A joint account for college students
Students heading off to college are faced with a lot of new challenges, and a lot of them are faced with having to manage their finances for the first time in their lives. Establishing a joint account with your college student can help relieve them of this stress. You can educate them on how to handle their money while also keeping an eye on their spending. A joint account can also be helpful if you’ll be helping your son or daughter with their living expenses, or college-related expenses such as textbooks or computers.
The key, again, is communication. You and your child will need to be on the same page as to how the account will be managed, and what types of expenses will be covered through the account. There should also be clear consequences if the account is overdrawn or if it’s tapped for frivolous expenses.
Opening a joint account
The process for establishing a joint account is similar to having an individual account. If you already have an account and want to add another person to it, it’s just a matter of providing your financial institution with some information and identification so they can approve the addition.
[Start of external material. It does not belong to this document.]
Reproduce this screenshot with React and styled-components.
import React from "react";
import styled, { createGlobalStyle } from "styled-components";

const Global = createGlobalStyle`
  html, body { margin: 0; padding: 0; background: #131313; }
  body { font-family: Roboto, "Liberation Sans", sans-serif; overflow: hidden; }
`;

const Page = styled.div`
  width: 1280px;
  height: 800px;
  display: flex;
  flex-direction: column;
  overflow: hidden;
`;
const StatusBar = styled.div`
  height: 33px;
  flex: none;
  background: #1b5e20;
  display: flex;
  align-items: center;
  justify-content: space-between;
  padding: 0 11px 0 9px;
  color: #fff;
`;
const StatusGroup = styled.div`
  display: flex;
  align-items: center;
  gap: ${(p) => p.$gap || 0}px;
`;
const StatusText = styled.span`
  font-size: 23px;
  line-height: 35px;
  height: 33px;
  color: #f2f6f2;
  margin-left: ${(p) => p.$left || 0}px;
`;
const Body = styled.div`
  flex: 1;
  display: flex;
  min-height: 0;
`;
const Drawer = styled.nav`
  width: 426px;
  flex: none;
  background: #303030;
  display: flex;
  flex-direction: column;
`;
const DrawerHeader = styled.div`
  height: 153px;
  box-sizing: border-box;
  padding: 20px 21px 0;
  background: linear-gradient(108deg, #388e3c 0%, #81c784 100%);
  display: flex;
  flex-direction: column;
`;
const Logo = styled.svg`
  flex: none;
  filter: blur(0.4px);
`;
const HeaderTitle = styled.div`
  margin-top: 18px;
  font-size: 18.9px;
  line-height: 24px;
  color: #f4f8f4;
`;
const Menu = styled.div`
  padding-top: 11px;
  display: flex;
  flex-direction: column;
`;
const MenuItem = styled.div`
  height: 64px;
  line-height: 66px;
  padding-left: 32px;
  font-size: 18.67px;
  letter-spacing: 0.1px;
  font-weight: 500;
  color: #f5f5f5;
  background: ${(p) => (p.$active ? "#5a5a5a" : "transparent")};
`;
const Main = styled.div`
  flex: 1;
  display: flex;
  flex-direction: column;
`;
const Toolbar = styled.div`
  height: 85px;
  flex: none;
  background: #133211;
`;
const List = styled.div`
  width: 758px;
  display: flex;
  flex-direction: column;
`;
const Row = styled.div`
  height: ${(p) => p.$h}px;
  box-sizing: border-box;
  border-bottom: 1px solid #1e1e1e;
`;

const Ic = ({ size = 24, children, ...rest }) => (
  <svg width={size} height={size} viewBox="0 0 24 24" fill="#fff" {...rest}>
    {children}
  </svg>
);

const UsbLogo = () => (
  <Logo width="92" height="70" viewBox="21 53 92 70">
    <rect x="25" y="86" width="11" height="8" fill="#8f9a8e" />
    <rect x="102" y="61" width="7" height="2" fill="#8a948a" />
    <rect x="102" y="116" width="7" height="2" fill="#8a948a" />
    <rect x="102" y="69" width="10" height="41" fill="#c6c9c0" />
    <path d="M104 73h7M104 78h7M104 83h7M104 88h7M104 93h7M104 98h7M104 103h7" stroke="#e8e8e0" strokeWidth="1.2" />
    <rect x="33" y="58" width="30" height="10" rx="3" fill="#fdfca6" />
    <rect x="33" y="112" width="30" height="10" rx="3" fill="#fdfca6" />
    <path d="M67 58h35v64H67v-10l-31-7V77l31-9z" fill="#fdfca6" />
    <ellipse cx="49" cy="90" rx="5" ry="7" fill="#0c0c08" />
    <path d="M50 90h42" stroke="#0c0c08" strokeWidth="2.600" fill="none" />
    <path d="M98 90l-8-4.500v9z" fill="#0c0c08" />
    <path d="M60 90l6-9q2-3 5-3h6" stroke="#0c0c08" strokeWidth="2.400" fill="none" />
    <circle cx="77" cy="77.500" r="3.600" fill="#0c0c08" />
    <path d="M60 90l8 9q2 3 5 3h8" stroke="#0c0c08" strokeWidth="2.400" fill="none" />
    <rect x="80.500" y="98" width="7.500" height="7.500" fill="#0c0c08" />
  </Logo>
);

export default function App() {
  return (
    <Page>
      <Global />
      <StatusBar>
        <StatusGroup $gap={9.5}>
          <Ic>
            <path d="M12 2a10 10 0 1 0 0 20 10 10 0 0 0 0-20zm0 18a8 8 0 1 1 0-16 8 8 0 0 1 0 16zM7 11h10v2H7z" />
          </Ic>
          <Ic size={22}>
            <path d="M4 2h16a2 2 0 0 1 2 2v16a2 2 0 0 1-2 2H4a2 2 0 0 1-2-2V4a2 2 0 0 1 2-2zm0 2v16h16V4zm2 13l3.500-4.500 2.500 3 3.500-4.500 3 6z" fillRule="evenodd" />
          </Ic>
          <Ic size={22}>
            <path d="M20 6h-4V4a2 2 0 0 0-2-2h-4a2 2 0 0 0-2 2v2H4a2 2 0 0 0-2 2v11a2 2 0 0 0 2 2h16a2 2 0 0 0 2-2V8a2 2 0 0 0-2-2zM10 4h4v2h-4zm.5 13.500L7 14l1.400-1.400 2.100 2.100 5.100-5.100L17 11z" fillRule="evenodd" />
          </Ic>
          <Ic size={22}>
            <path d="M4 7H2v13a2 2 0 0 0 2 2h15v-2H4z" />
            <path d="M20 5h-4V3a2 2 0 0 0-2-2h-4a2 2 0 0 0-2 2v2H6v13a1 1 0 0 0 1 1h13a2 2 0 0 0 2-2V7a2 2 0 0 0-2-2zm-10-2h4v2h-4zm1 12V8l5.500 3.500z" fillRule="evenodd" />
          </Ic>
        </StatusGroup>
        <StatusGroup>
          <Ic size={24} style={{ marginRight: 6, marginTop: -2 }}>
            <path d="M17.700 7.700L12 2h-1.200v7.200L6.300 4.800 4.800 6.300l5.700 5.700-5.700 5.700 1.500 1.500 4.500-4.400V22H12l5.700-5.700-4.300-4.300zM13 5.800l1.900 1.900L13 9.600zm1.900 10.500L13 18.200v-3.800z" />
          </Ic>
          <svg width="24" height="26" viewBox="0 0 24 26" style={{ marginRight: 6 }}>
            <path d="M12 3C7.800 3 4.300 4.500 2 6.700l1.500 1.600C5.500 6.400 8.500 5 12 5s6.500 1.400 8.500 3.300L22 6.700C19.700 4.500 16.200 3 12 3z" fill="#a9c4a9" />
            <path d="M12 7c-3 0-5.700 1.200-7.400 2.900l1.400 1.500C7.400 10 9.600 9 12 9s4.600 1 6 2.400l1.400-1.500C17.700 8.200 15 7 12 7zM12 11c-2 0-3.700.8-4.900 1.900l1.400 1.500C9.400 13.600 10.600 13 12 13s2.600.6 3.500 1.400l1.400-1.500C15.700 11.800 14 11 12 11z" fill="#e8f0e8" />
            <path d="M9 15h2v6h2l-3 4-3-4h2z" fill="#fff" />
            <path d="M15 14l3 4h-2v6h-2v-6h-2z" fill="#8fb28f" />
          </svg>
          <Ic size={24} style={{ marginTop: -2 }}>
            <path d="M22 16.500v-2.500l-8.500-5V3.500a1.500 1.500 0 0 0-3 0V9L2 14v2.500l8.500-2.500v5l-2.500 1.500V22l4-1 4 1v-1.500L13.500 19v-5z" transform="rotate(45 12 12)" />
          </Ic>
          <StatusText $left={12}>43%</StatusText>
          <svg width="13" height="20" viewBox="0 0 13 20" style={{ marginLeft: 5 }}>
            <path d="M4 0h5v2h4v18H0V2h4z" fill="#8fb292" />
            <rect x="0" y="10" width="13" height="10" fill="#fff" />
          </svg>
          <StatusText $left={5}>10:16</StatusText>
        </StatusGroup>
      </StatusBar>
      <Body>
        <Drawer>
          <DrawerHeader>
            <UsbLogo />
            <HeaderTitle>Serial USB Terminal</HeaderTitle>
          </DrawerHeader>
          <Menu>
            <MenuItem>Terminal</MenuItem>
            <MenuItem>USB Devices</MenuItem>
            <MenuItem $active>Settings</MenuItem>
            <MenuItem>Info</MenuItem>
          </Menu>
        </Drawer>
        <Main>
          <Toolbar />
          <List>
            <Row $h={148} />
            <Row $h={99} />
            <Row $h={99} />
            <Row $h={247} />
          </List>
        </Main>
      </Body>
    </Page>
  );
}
Or, you can both apply for a new joint account together.
Either way, once a joint account is created, you’ll have to decide if it’s going to be jointly managed and monitored, or if those duties will be split, or assigned to one person. You’ll also have other decisions to make, such as whether both people will receive bank alerts and if there’s a need to create individual online banking profiles.
Keep in mind that with a joint account, either party can withdraw funds without the other’s permission. And, both parties can talk to the bank about the account without having consent from the other person.
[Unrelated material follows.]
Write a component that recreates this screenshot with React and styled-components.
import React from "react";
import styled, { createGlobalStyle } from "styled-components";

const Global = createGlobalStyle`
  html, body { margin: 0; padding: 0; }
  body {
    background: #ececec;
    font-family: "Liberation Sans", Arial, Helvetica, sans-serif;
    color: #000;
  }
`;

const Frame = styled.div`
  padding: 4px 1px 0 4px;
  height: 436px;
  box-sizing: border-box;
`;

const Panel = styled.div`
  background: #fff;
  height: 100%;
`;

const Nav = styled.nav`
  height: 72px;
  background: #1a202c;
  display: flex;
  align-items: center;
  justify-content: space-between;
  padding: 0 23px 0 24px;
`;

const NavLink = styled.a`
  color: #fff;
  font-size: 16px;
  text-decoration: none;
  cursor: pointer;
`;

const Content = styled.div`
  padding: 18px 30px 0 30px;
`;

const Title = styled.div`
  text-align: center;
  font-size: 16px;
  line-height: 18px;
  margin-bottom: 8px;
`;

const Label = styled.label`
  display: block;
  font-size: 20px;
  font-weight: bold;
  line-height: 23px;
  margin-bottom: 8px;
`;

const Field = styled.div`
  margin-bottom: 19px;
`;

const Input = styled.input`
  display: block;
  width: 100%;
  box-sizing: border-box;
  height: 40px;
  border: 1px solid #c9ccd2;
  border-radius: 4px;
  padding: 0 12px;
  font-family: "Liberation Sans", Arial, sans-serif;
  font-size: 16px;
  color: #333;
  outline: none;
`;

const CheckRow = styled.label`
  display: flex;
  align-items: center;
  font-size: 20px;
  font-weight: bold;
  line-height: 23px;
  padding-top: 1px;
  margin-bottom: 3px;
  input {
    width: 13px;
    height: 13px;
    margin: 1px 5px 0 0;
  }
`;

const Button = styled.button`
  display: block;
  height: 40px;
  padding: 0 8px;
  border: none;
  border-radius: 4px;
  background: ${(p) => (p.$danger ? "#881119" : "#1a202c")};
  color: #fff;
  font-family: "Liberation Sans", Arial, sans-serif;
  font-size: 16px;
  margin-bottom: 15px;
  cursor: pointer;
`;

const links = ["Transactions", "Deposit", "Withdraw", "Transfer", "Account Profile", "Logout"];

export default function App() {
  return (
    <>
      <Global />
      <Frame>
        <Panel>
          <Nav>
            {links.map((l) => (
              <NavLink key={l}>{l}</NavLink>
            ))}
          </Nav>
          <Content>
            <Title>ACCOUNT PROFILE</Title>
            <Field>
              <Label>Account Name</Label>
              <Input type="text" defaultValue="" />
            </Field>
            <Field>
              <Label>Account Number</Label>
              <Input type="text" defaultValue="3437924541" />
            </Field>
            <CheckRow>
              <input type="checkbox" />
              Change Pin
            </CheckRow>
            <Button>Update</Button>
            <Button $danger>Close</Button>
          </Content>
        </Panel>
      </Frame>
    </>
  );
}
Having a joint account can open doors to benefits and features that aren’t available with an individual account. By pooling funds, you could meet the minimum balance requirements that qualify you for such things as higher interest rates on savings products and waived ATM and maintenance fees.
Financial experts say it’s important to maintain strong communications when having a joint account so that each person is fully aware of what’s going on with the money in it. This is especially true if an issue arises, such as overspending by one party, or one party failing to pay bills on time.
No matter what your reason for considering a joint bank account, it’s extremely important that you trust the other person. While joint accounts can be helpful tools for managing money as a team, they can also open up the doors for serious money issues such as drained bank accounts, overdraft charges, and credit damage, if the other person is irresponsible or dishonest.